§ Your instructions
Scan the listing below for the word "React" and state how many lines hold it. Write nothing but the number.

=====

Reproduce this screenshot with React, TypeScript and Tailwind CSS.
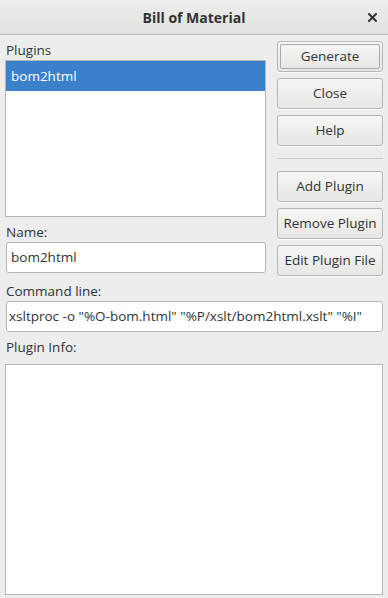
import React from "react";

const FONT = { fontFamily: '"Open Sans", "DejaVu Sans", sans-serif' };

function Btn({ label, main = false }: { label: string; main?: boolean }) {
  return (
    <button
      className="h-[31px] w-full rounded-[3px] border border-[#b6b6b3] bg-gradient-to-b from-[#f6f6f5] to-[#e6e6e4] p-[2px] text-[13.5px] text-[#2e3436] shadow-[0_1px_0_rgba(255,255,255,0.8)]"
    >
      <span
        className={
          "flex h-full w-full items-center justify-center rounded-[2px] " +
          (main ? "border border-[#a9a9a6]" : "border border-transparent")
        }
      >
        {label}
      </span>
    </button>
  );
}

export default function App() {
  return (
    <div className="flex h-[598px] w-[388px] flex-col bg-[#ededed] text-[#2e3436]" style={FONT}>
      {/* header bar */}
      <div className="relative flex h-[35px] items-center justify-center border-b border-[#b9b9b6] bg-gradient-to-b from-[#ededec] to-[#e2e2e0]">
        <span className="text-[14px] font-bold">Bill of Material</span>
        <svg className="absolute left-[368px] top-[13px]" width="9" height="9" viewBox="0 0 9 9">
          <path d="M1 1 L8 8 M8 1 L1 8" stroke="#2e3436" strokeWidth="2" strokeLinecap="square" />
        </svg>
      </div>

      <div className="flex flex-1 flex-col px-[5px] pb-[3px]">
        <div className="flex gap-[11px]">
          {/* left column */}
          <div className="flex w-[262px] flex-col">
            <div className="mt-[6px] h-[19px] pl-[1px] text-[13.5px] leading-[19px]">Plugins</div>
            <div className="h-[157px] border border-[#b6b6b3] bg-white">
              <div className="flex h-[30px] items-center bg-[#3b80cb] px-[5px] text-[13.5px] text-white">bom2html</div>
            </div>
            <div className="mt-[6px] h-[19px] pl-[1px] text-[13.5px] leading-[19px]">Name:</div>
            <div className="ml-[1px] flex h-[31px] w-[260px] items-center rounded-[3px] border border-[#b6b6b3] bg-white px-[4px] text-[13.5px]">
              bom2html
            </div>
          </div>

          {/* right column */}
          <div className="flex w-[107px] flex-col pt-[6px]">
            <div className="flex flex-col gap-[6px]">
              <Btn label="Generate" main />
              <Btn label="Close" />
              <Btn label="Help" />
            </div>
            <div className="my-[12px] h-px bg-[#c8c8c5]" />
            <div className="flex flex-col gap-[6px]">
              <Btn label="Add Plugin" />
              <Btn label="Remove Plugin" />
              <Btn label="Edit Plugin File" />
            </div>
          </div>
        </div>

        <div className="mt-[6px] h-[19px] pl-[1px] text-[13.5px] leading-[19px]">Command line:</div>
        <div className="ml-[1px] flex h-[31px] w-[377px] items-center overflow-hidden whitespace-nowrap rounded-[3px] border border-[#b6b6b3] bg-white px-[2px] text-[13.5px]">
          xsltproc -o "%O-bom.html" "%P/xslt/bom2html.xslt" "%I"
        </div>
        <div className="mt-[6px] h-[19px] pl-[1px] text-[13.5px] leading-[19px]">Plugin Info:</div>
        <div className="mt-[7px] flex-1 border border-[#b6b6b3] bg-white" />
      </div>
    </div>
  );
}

=====

§ Task response
2